The Crusaders nearly got there too, with a place in the finals of the Super Rugby, but were again pipped by the Chiefs who made it two in a row. All Black No 8 Kieran Read did his home province of Canterbury proud by being named the International Rugby Board's Player of the Year and stalwart star Dan Carter played his 100th test for the All Blacks. Crusaders and Canterbury halfback Andy Ellis was national provincial championship player of the year despite not being wanted by the All Blacks.

10. Sometimes early promise is actually fulfilled.

Eleanor Catton, winner of the Man Booker Prize with The Luminaries, about a murder during the gold rush on the West Coast, was a brilliant student at Burnside High. Her teachers said she was mature beyond her years and described her as "zany, creative and original". "She was a very natural kind of kid with a delicious sense of humour." Catton now lives in Auckland but for us she will always be a Cantabrian. Greymouth prodigy Jackie Thomas won X-Factor but given the patchy careers for past winners of TV talent quests, Thomas has some work to do yet. It is not known what her teachers thought of her but her TV mentor sang her praises.

11. If you are going to make a prat of yourself, don't do it in public.

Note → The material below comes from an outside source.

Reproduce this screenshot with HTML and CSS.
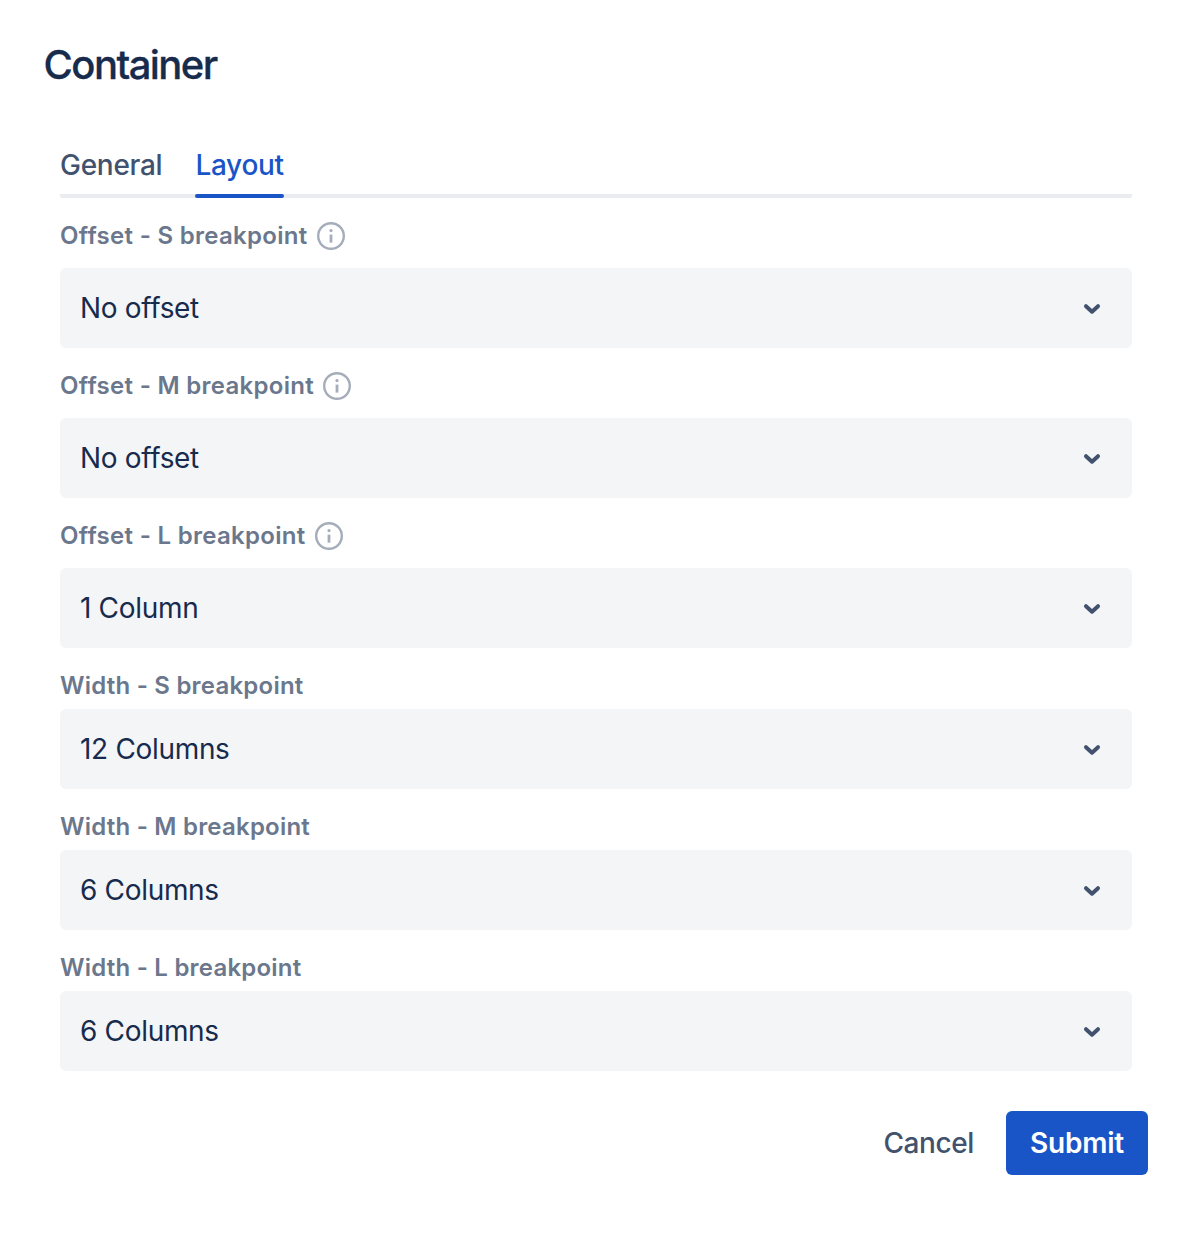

We all make mistakes especially with a few on board. But churlish list Member of Parliament Aaron Gilmore committed the cardinal sin of getting drunk and then insulting a waiter in Hanmer Springs and allegedly mentioning his connection to the prime minister to threaten the waiter's job security. Gilmore exacerbated the mistake by not fronting up when the first opportunity arose. It was Gilmore who lost his job.

12. People do the strangest things despite their position. Get help.

Douglas Haora Martin seemed to be everything a high school could want in senior teacher - responsible, trustworthy and respected by staff and pupils alike.

But behind the impeccable career and glowing references was a dirty secret. Martin made secret up-skirt videos on 17 unsuspecting victims in and around Christchurch.

He was sentenced to 10 months of home detention.